Much stress is laid upon the testimony touching the division of the crop of potatoes, appellant insisting that respondent would not divide the crops unless the potatoes were also divided. Under the oral modification of the lease respondent was not entitled to a division of the crops grown upon the six acres, but was to be compensated for their use upon the same basis as if the land had been sown to grain. Appellant never paid or tendered to respondent the value of the rental of the land planted to potatoes. The record discloses that respondent made every reasonable effort by offer of arbitration to bring about a division of the crops and a settlement of the controversy between herself and appellant, without avail.
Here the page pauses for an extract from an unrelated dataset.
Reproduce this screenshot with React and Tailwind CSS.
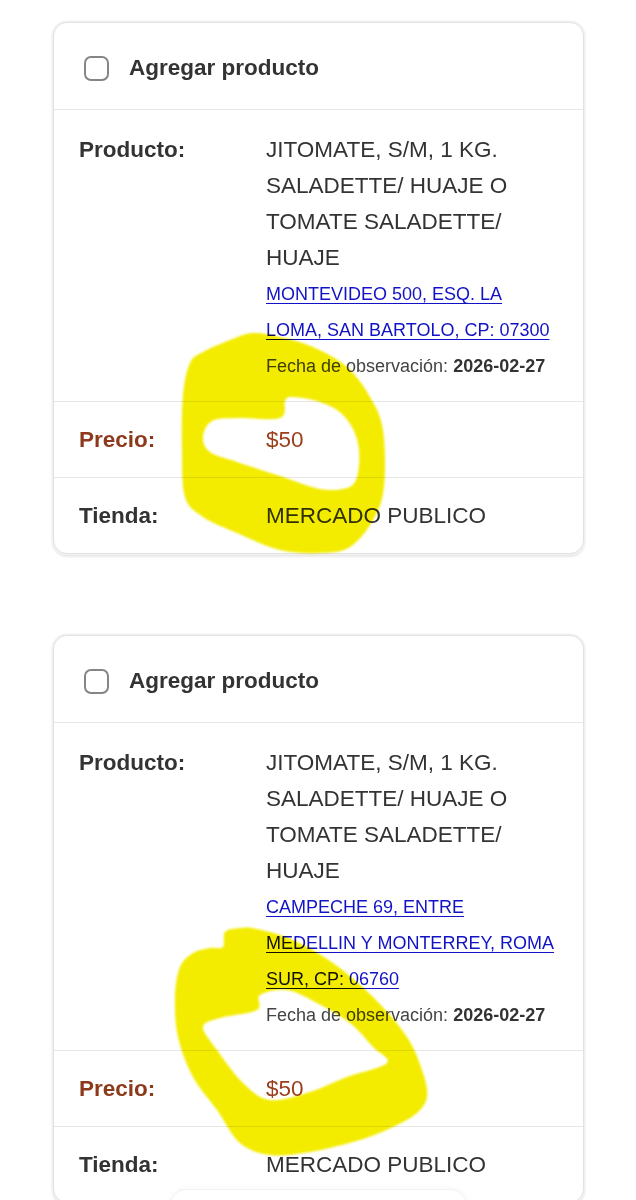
import React from 'react';

const items = [
  {
    name: 'JITOMATE, S/M, 1 KG. SALADETTE/ HUAJE O TOMATE SALADETTE/ HUAJE',
    address: 'MONTEVIDEO 500, ESQ. LA LOMA, SAN BARTOLO, CP: 07300',
    date: '2026-02-27',
    price: '$50',
    store: 'MERCADO PUBLICO',
  },
  {
    name: 'JITOMATE, S/M, 1 KG. SALADETTE/ HUAJE O TOMATE SALADETTE/ HUAJE',
    address: 'CAMPECHE 69, ENTRE MEDELLIN Y MONTERREY, ROMA SUR, CP: 06760',
    date: '2026-02-27',
    price: '$50',
    store: 'MERCADO PUBLICO',
  },
];

// closed catmull-rom curve through the points
const smooth = (pts) => {
  const n = pts.length;
  let d = `M${pts[0][0]},${pts[0][1]}`;
  for (let i = 0; i < n; i++) {
    const p0 = pts[(i - 1 + n) % n];
    const p1 = pts[i];
    const p2 = pts[(i + 1) % n];
    const p3 = pts[(i + 2) % n];
    const c1 = [p1[0] + (p2[0] - p0[0]) / 6, p1[1] + (p2[1] - p0[1]) / 6];
    const c2 = [p2[0] - (p3[0] - p1[0]) / 6, p2[1] - (p3[1] - p1[1]) / 6];
    d += ` C${c1[0]},${c1[1]} ${c2[0]},${c2[1]} ${p2[0]},${p2[1]}`;
  }
  return d + ' Z';
};

const mark1Outer = [[183,395],[190,363],[203,352],[230,340],[253,333],[280,337],[313,347],[347,367],[370,397],[383,430],[384,487],[373,520],[350,547],[320,553],[280,550],[237,533],[203,517],[185,497],[182,450]];
const mark1Inner = [[203,437],[212,421],[237,418],[280,418],[285,401],[291,397],[313,400],[337,410],[352,427],[359,450],[357,477],[347,488],[320,489],[280,476],[237,462],[210,452]];
const mark2Outer = [[223,947],[225,932],[240,928],[257,929],[293,940],[333,963],[373,997],[407,1037],[423,1073],[427,1097],[417,1113],[393,1127],[360,1140],[310,1152],[270,1155],[240,1143],[217,1110],[193,1077],[178,1037],[175,997],[180,967],[193,953],[210,948]];
const mark2Inner = [[203,1027],[220,1018],[257,1010],[260,995],[287,990],[317,1003],[350,1023],[373,1047],[387,1063],[347,1077],[310,1092],[270,1100],[243,1083],[217,1050]];

const Highlighter = () => (
  <svg
    className="absolute top-0 left-0 pointer-events-none mix-blend-multiply blur-[1px]"
    width="636"
    height="1200"
    viewBox="0 0 636 1200"
  >
    <path d={smooth(mark1Outer) + ' ' + smooth(mark1Inner)} fill="#f3ec00" fillRule="evenodd" />
    <path d={smooth(mark2Outer) + ' ' + smooth(mark2Inner)} fill="#f3ec00" fillRule="evenodd" />
  </svg>
);

const Row = ({ label, children, labelClass = 'text-[#333]', pad = 'py-[19.5px]', last }) => (
  <div className={`grid grid-cols-[187px_1fr] px-[25px] ${pad} ${last ? '' : 'border-b border-[#e6e6e6]'}`}>
    <div className={`font-bold ${labelClass}`}>{label}</div>
    <div>{children}</div>
  </div>
);

const ProductCard = ({ item }) => (
  <div className="rounded-[14px] bg-white border border-[#e2e2e2] shadow-[0_0_0_1.5px_#f1f1f1,0_2px_3px_rgba(0,0,0,0.18)] overflow-hidden">
    <div className="flex items-center gap-[20px] px-[30px] pt-[27px] pb-[23px] border-b border-[#e6e6e6]">
      <span className="w-[25px] h-[25px] rounded-[7px] border-2 border-[#858585] bg-white shrink-0" />
      <span className="font-bold text-[#333]">Agregar producto</span>
    </div>
    <Row label="Producto:" pad="pt-[22px] pb-[17px]">
      <div className="text-[#333]">{item.name}</div>
      <a href="#" className="block text-[18px] text-[#1212c6] underline underline-offset-[3px] decoration-1">
        {item.address}
      </a>
      <div className="text-[18px] text-[#444]">
        Fecha de observación: <span className="font-bold text-[#333]">{item.date}</span>
      </div>
    </Row>
    <Row label="Precio:" labelClass="text-[#8c3a1b]">
      <span className="text-[#9b3e1c]">{item.price}</span>
    </Row>
    <Row label="Tienda:" last>
      <span className="text-[#333]">{item.store}</span>
    </Row>
  </div>
);

export default function App() {
  return (
    <div
      className="relative bg-white h-[1200px] overflow-hidden text-[22.5px] leading-9"
      style={{ fontFamily: '"Liberation Sans", Arial, sans-serif' }}
    >
      <div className="flex flex-col gap-[81px] pt-[22px] pl-[53px] pr-[52px]">
        {items.map((item, i) => (
          <ProductCard key={i} item={item} />
        ))}
      </div>
      <div className="absolute top-[1189px] left-[170px] w-[297px] h-[48px] rounded-[16px] bg-white border border-[#f2f2f2] shadow-[0_0_6px_rgba(0,0,0,0.04)]" />
      <Highlighter />
    </div>
  );
}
We are therefore not prepared to say that the failure to divide the crops was due to any fault of respondent, but on the contrary we are forced to the conclusion that the conditions in the contract to be performed by appellant were not performed and therefore appellant was not entitled to successfully defend upon this theory.
Appellant contends that the court did not find upon the issues raised under the cross-complaint. While we do not think a finding upon the cross-complaint was necessary or material, for the reason that appellant was in no position to claim damages by reason of his own default and failure to perform the conditions precedent on his part, the trial court did find that by reason of the fact that appellant was not entitled to a division of the crops he was therefore not damaged by the failure of respondent to divide the crops upon the lands at an earlier date than the same were divided.
From what has been said it follows that the judgment must be affirmed, and it is so ordered. Costs to respondent.
Givens, Wm. E. Lee and T. Bailey Lee, JJ., and Baker, D.J., concur.